4. Education and the Awakening of a Filmmaker

From the Bronx to NYU: Discovering His Calling

Scorsese attended Cardinal Hayes High School, excelling academically but remaining socially withdrawn. Instead of sports or social outings, he found solace in books and film.

His passion for cinema led him to New York University’s Tisch School of the Arts, where he studied under Haig Manoogian, a professor who taught him that film was more than entertainment—it was an art form.

At NYU, he directed his first student films, showcasing his raw, kinetic style:

  • “The Big Shave” (1967) → A surreal allegory on self-destruction.
  • “Who’s That Knocking at My Door” (1967) → A meditation on Catholic guilt and sexual repression.

During this time, he also met Robert De Niro, a fellow New Yorker whose intensity matched Scorsese’s vision.

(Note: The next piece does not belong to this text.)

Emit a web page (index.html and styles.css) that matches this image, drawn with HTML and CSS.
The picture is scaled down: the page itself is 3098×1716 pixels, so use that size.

Their creative bond would later produce some of the most legendary collaborations in cinema history.

5. How His Early Years Shaped His Cinema

✔ His Asthma → His characters are isolated, yearning for connection.
✔ Catholic Guilt → His protagonists struggle between sin and redemption.
✔ Little Italy → Crime, loyalty, and betrayal dominate his films.
✔ Love for Classic Cinema → His films blend noir, realism, and operatic storytelling.
✔ NYU Film School → He developed a distinct visual and narrative style.